EU Opens Antitrust Probe into Google’s AI Search and YouTube Data Use
The European Commission has opened an antitrust investigation into Google’s AI-powered search features — notably AI Overviews and AI Mode — and its use of YouTube data. Regulators will examine whether Google’s AI outputs rely on publishers’ and creators’ content without fair compensation, whether terms tied to Google services disadvantage publishers and rival AI firms, and whether Google’s dominant search position (~90% in Europe) gives it preferential access to training data. Key concerns include opaque or limited opt-out mechanisms that could reduce publishers’ search visibility and barriers that prevent competitors from accessing YouTube content for AI training. Google has argued the complaint could stifle innovation and said it will continue to work with news and creative industries. The probe is part of broader EU scrutiny of big tech and could take months to years; if regulators find competition breaches, remedies could include mandated compensation models, equal access rules for YouTube data, and clearer opt-out and content-use terms.
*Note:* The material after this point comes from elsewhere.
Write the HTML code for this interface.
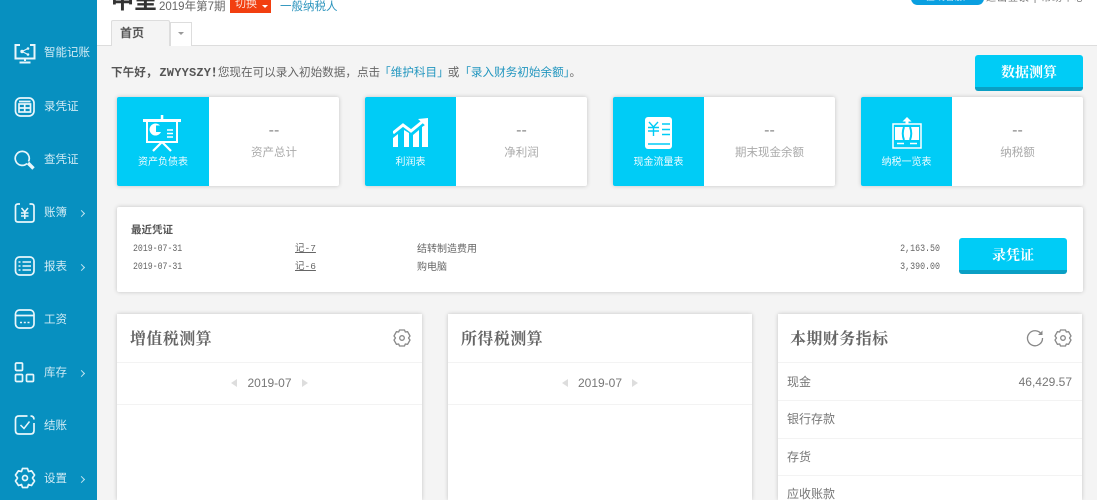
<!DOCTYPE html>
<html><head><meta charset="utf-8">
<style>
html,body{margin:0;padding:0;width:1097px;height:500px;overflow:hidden;background:#f4f4f4;font-family:"Liberation Sans","Noto Sans CJK SC",sans-serif;color:#555}
#wrap{position:absolute;left:0;top:0;width:1097px;height:500px;overflow:hidden;filter:blur(.3px)}
.a{position:absolute;white-space:nowrap}
#side{position:absolute;left:0;top:0;width:97px;height:500px;background:#0790c0}
#side .t{position:absolute;left:44px;font-size:11.5px;color:#cfeaf4;line-height:16px}
#side svg{position:absolute;left:14px;fill:none;stroke:#e8f6fb;stroke-width:1.7}
#side .c{position:absolute;left:79px;width:4px;height:4px;border-top:1px solid #bfe3f0;border-right:1px solid #bfe3f0;transform:rotate(45deg)}
#head{position:absolute;left:97px;top:0;width:1000px;height:45px;background:#fff;border-bottom:1px solid #ddd}
.card{position:absolute;top:97px;width:222px;height:89px;background:#fff;border-radius:2px;box-shadow:0 0 4px rgba(0,0,0,.2)}
.card .l{position:absolute;left:0;top:0;width:92px;height:89px;background:#00ccf6;color:#fff;border-radius:2px 0 0 2px}
.card .l span{position:absolute;left:0;right:0;top:59px;text-align:center;font-size:10px;line-height:14px;color:#eefbff}
.card .l svg{position:absolute}
.card .d{position:absolute;left:92px;right:0;top:26px;text-align:center;font-size:16px;line-height:16px;color:#888}
.card .n{position:absolute;left:92px;right:0;top:47px;text-align:center;font-size:11.5px;line-height:18px;color:#aaa}
.panel{position:absolute;top:314px;height:186px;background:#fff;box-shadow:0 0 4px rgba(0,0,0,.2)}
.panel .h{position:absolute;left:13px;top:12px;font-family:"Noto Serif CJK SC","Liberation Serif",serif;font-size:16px;line-height:24px;color:#666;font-weight:700;letter-spacing:.4px}
.panel .ln{position:absolute;left:0;right:0;height:1px;background:#f3f3f3}
.panel .m{position:absolute;left:0;right:0;top:61px;text-align:center;font-size:12px;line-height:16px;color:#777}
.tr{display:inline-block;width:0;height:0;border-top:4px solid transparent;border-bottom:4px solid transparent;vertical-align:0}
.row{position:absolute;left:9px;font-size:12px;line-height:16px;color:#777}
.btn{position:absolute;background:#00ccf6;border-bottom:4px solid #0a9fc4;border-radius:3px;color:#fff;text-align:center;font-family:"Noto Serif CJK SC","Liberation Serif",serif;font-weight:700;box-sizing:border-box}
.m1{font-family:"Liberation Mono","WenQuanYi Zen Hei",monospace;font-size:10px;color:#666;line-height:12px}
.dt{transform:scaleX(.82);transform-origin:0 50%}
.am{transform:scaleX(.83);transform-origin:100% 50%}
</style></head><body><div id="wrap">
<div id="side">
<svg style="top:43px" width="22" height="22" viewBox="0 0 22 22"><path d="M6 2H1.500V15.500H20.500V2H16" stroke-width="2"/><path d="M11 15.500V18M5.500 19.500H16.500" stroke-width="2"/><path d="M8 8.500L14 5.500M8 8.500L14 11.500" stroke-width="1"/><circle cx="8" cy="8.500" r="1.700" fill="#e8f6fb" stroke="none"/><circle cx="14" cy="5.500" r="1.300" fill="#e8f6fb" stroke="none"/><circle cx="14" cy="11.500" r="1.300" fill="#e8f6fb" stroke="none"/></svg>
<span class="t" style="top:45px">智能记账</span>
<svg style="top:96px" width="22" height="22" viewBox="0 0 22 22"><rect x="1.500" y="2" width="18.500" height="18" rx="5"/><rect x="5" y="8" width="11.500" height="8"/><path d="M5 5.500H16.500M5 12H16.500M10.700 8V16"/></svg>
<span class="t" style="top:99px">录凭证</span>
<svg style="top:149px" width="22" height="22" viewBox="0 0 22 22"><path d="M13 14.500A7 7 0 1 1 14.500 12.500"/><path d="M14 14L19.500 19.500" stroke-width="3.400"/></svg>
<span class="t" style="top:152px">查凭证</span>
<svg style="top:202px" width="22" height="22" viewBox="0 0 22 22"><path d="M6 2H4Q1.500 2 1.500 4.500V17.500Q1.500 20 4 20H17.500Q20 20 20 17.500V4.500Q20 2 17.500 2H15.500"/><path d="M7.500 6L10.800 10L14 6M7 11H14.500M7 14H14.500M10.800 10V17" stroke-width="1.500"/></svg>
<span class="t" style="top:205px">账簿</span><i class="c" style="top:211px"></i>
<svg style="top:255px" width="22" height="22" viewBox="0 0 22 22"><rect x="1.500" y="2" width="18.500" height="18" rx="4"/><path d="M8.500 7H17M8.500 11H17M8.500 15H17M4.500 7H6.500M4.500 11H6.500M4.500 15H6.500" stroke-width="1.400"/></svg>
<span class="t" style="top:259px">报表</span><i class="c" style="top:265px"></i>
<svg style="top:308px" width="22" height="22" viewBox="0 0 22 22"><rect x="1.500" y="2" width="18.500" height="18" rx="4"/><path d="M1.500 7.500H20"/><path d="M6 14.500h2M9.800 14.500h2M13.500 14.500h2" stroke-width="1.600"/></svg>
<span class="t" style="top:312px">工资</span>
<svg style="top:361px" width="22" height="22" viewBox="0 0 22 22"><rect x="1.500" y="2" width="7" height="7.500" rx="1"/><rect x="1.500" y="13.500" width="7" height="7" rx="1"/><rect x="12.500" y="13.500" width="7" height="7" rx="1"/></svg>
<span class="t" style="top:365px">库存</span><i class="c" style="top:371px"></i>
<svg style="top:414px" width="22" height="22" viewBox="0 0 22 22"><path d="M13.500 2H5Q1.500 2 1.500 5.500V16.500Q1.500 20 5 20H16.500Q20 20 20 16.500V9M16.500 2Q20 2 20 5.500"/><path d="M6.500 11L10 14.500L15.500 7.500" stroke-width="1.500"/></svg>
<span class="t" style="top:418px">结账</span>
<svg style="top:467px" width="22" height="22" viewBox="0 0 22 22"><path d="M8.500 1.500H13.500L14.500 4.500L17.500 3.800L20.500 8L18.500 11L20.500 14L17.500 18.500L14.500 17.500L13.500 20.500H8.500L7.500 17.500L4.500 18.500L1.500 14L3.500 11L1.500 8L4.500 3.800L7.500 4.500Z" stroke-linejoin="round"/><circle cx="11" cy="11" r="2.500"/></svg>
<span class="t" style="top:471px">设置</span><i class="c" style="top:477px"></i>
</div>

<div id="head"></div>
<div class="a" style="left:111px;top:-12px;font-size:23px;line-height:24px;font-weight:bold;color:#333">中呈</div>
<div class="a" style="left:159px;top:0;font-size:11.500px;line-height:14px;color:#666">2019年第7期</div>
<div class="a" style="left:230px;top:-4px;width:41px;height:17px;background:#f23f10;color:#fde0d6;font-size:11px;line-height:16px;padding-left:5px;box-sizing:border-box">切换</div>
<div class="a" style="left:262px;top:5px;width:0;height:0;border-left:3px solid transparent;border-right:3px solid transparent;border-top:3px solid #fff"></div>
<div class="a" style="left:280px;top:0;font-size:11.500px;line-height:14px;color:#2c94bd">一般纳税人</div>
<div class="a" style="left:911px;top:-8px;width:73px;height:13px;background:#0a9fe0;border-radius:7px;color:#d5f0fb;font-size:10px;line-height:12px;padding-left:14px;box-sizing:border-box">在线客服</div>
<div class="a" style="left:986px;top:-7px;font-size:10px;line-height:12px;color:#777;letter-spacing:1px">退出登录 | 帮助中心</div>

<div class="a" style="left:111px;top:20px;width:59px;height:26px;background:#f4f4f4;border:1px solid #ddd;border-bottom:0;border-radius:2px 2px 0 0;box-sizing:border-box;font-size:12px;line-height:24px;font-weight:bold;color:#555;padding-left:8px">首页</div>
<div class="a" style="left:170px;top:22px;width:22px;height:24px;background:#fff;border:1px solid #ddd;border-bottom:0;box-sizing:border-box"></div>
<div class="a" style="left:178px;top:32px;width:0;height:0;border-left:3px solid transparent;border-right:3px solid transparent;border-top:3px solid #999"></div>

<div class="a" style="left:111px;top:65px;font-size:11.600px;line-height:16px;color:#666"><b style="color:#555">下午好，<span style="font-family:'Liberation Mono',monospace;font-size:12px;letter-spacing:.2px;margin-left:2px">ZWYYSZY</span><span style="margin-right:-5px">！</span></b>您现在可以录入初始数据，点击<span style="color:#2296bf;margin-left:-1px">「维护科目」</span><span style="margin-left:-1px">或</span><span style="color:#2296bf">「录入财务初始余额」</span>。</div>
<div class="btn" style="left:975px;top:55px;width:108px;height:36px;font-size:14px;line-height:34px">数据测算</div>

<div class="card" style="left:117px"><div class="l">
<svg width="38" height="37" viewBox="0 0 38 37" style="left:26px;top:18px"><path d="M0 4H38V7H0Z" fill="#fff"/><rect x="17.800" y="0" width="2.500" height="4" fill="#fff"/><path d="M4 7V27H34V7" fill="none" stroke="#fff" stroke-width="2"/><path d="M19 27L10 36M19 27L28 36" stroke="#fff" stroke-width="2.200"/><path d="M17 10.500A6 6 0 1 0 18 17H13V10.500Z" fill="#fff"/><path d="M24 15H30M24 18.500H30M24 22H30" stroke="#fff" stroke-width="1.600"/></svg>
<span>资产负债表</span></div><div class="d">--</div><div class="n">资产总计</div></div>

<div class="card" style="left:365px"><div class="l" style="width:91px">
<svg width="36" height="30" viewBox="0 0 36 30" style="left:28px;top:21px"><path d="M0 15L10 7L18 13L29 4" fill="none" stroke="#fff" stroke-width="3"/><path d="M25 1L35 0V10Z" fill="#fff"/><path d="M0 29V20L5 16V29ZM11 29V12L16 15V29ZM20 29V17L26 12V29ZM29 29V9L35 5V29Z" fill="#fff"/></svg>
<span>利润表</span></div><div class="d" style="left:91px">--</div><div class="n" style="left:91px">净利润</div></div>

<div class="card" style="left:613px"><div class="l" style="width:91px">
<svg width="28" height="33" viewBox="0 0 28 33" style="left:32px;top:20px"><rect width="27" height="32" rx="3" fill="#fff"/><path d="M4 5L8.500 10L13 5M3 10.500H14M3 14H14M8.500 10V19M17 7H25M17 12.500H25M17 17.500H25M3 27H25" stroke="#00ccf6" stroke-width="1.400" fill="none"/></svg>
<span>现金流量表</span></div><div class="d" style="left:91px">--</div><div class="n" style="left:91px">期末现金余额</div></div>

<div class="card" style="left:861px"><div class="l" style="width:91px">
<svg width="30" height="32" viewBox="0 0 30 32" style="left:31px;top:20px"><path d="M15 0L19.500 4.500H10.500Z" fill="#fff"/><rect x="13.500" y="4" width="3" height="3" fill="#fff"/><rect x="1" y="7" width="28" height="24" fill="none" stroke="#fff" stroke-width="1.500"/><rect x="3" y="10" width="24" height="13" fill="#fff"/><path d="M12 10Q9.500 16.500 12 23M18 10Q20.500 16.500 18 23" fill="none" stroke="#00ccf6" stroke-width="2"/><path d="M5 26.500H12M18 26.500H25" stroke="#fff" stroke-width="1.500"/></svg>
<span>纳税一览表</span></div><div class="d" style="left:91px">--</div><div class="n" style="left:91px">纳税额</div></div>

<div class="a" style="left:117px;top:207px;width:966px;height:85px;background:#fff;border-radius:2px;box-shadow:0 0 4px rgba(0,0,0,.2)"></div>
<div class="a" style="left:131px;top:223px;font-size:10.500px;line-height:14px;font-weight:bold;color:#555">最近凭证</div>
<div class="a m1 dt" style="left:133px;top:244px">2019-07-31</div>
<div class="a m1 dt" style="left:133px;top:262px">2019-07-31</div>
<div class="a m1" style="left:295px;top:243px;text-decoration:underline;font-size:9.500px">记-7</div>
<div class="a m1" style="left:295px;top:261px;text-decoration:underline;font-size:9.500px">记-6</div>
<div class="a" style="left:417px;top:243px;font-size:10px;line-height:14px;color:#666">结转制造费用</div>
<div class="a" style="left:417px;top:261px;font-size:10px;line-height:14px;color:#666">购电脑</div>
<div class="a m1 am" style="left:880px;width:60px;text-align:right;top:244px">2,163.50</div>
<div class="a m1 am" style="left:880px;width:60px;text-align:right;top:262px">3,390.00</div>
<div class="btn" style="left:959px;top:238px;width:108px;height:36px;font-size:14px;line-height:34px">录凭证</div>

<div class="panel" style="left:117px;width:305px"><div class="h">增值税测算</div>
<svg class="a" style="left:276px;top:15px" width="18" height="18" viewBox="0 0 18 18" fill="none" stroke="#888" stroke-width="1.300"><path d="M6.500 1H11.500L12.300 3L14.600 2.700L17 7L15.500 9L17 11L14.600 15.300L12.300 15L11.500 17H6.500L5.700 15L3.400 15.300L1 11L2.500 9L1 7L3.400 2.700L5.700 3Z" stroke-linejoin="round"/><circle cx="9" cy="9" r="2.300"/></svg>
<div class="ln" style="top:48px"></div><div class="ln" style="top:90px"></div>
<div class="m"><i class="tr" style="border-right:6px solid #ddd;margin-right:10px"></i>2019-07<i class="tr" style="border-left:6px solid #ddd;margin-left:10px"></i></div></div>

<div class="panel" style="left:448px;width:304px"><div class="h">所得税测算</div>
<div class="ln" style="top:48px"></div><div class="ln" style="top:90px"></div>
<div class="m"><i class="tr" style="border-right:6px solid #ddd;margin-right:10px"></i>2019-07<i class="tr" style="border-left:6px solid #ddd;margin-left:10px"></i></div></div>

<div class="panel" style="left:778px;width:304px"><div class="h" style="left:12px">本期财务指标</div>
<svg class="a" style="left:248px;top:15px" width="18" height="18" viewBox="0 0 18 18" fill="none" stroke="#888" stroke-width="1.300"><path d="M15.500 5.500A7.500 7.500 0 1 0 16.500 9"/><path d="M16.500 1.500V6H12" fill="#888" stroke="none"/></svg>
<svg class="a" style="left:276px;top:15px" width="18" height="18" viewBox="0 0 18 18" fill="none" stroke="#888" stroke-width="1.300"><path d="M6.500 1H11.500L12.300 3L14.600 2.700L17 7L15.500 9L17 11L14.600 15.300L12.300 15L11.500 17H6.500L5.700 15L3.400 15.300L1 11L2.500 9L1 7L3.400 2.700L5.700 3Z" stroke-linejoin="round"/><circle cx="9" cy="9" r="2.300"/></svg>
<div class="ln" style="top:48px"></div><div class="ln" style="top:86px"></div><div class="ln" style="top:124px"></div><div class="ln" style="top:161px"></div>
<div class="row" style="top:60px">现金</div><div class="a" style="right:10px;top:60px;font-size:12px;line-height:16px;color:#777">46,429.57</div>
<div class="row" style="top:97px">银行存款</div>
<div class="row" style="top:135px">存货</div>
<div class="row" style="top:172px">应收账款</div>
</div>
</div></body></html>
Crypto traders should note potential regulatory spillovers: stricter EU rules on AI training data and content access could affect web traffic patterns, platform monetization, and tokenized creator-economy projects that rely on content distribution or on-chain indexing of web and video data.
Neutral
The investigation targets Google’s AI search and use of YouTube content under competition law rather than a single crypto asset. Direct price impact on cryptocurrency markets is limited, so the expected market effect is neutral. Short-term: traders may see modest volatility in tokens tied to creator-economy platforms or indexing services if market participants update expectations about traffic and monetization for those projects. Announcements or enforcement that restrict access to content could temporarily affect on-chain projects that rely on web/video indexing or off-chain data flows, causing short-lived repricing. Long-term: a precedent forcing clearer data-access rules or mandated compensation could benefit decentralized or open-data projects that aim to provide alternative data sources and reduce single-vendor dependencies — a gradual bullish structural effect for some infrastructure tokens. Conversely, heavy-handed remedies that constrict large-platform APIs could slow integration and reduce demand for services tied to those platforms. Overall, the balance of limited immediate market disruption and potential gradual structural shifts leads to a neutral categorization for general crypto prices.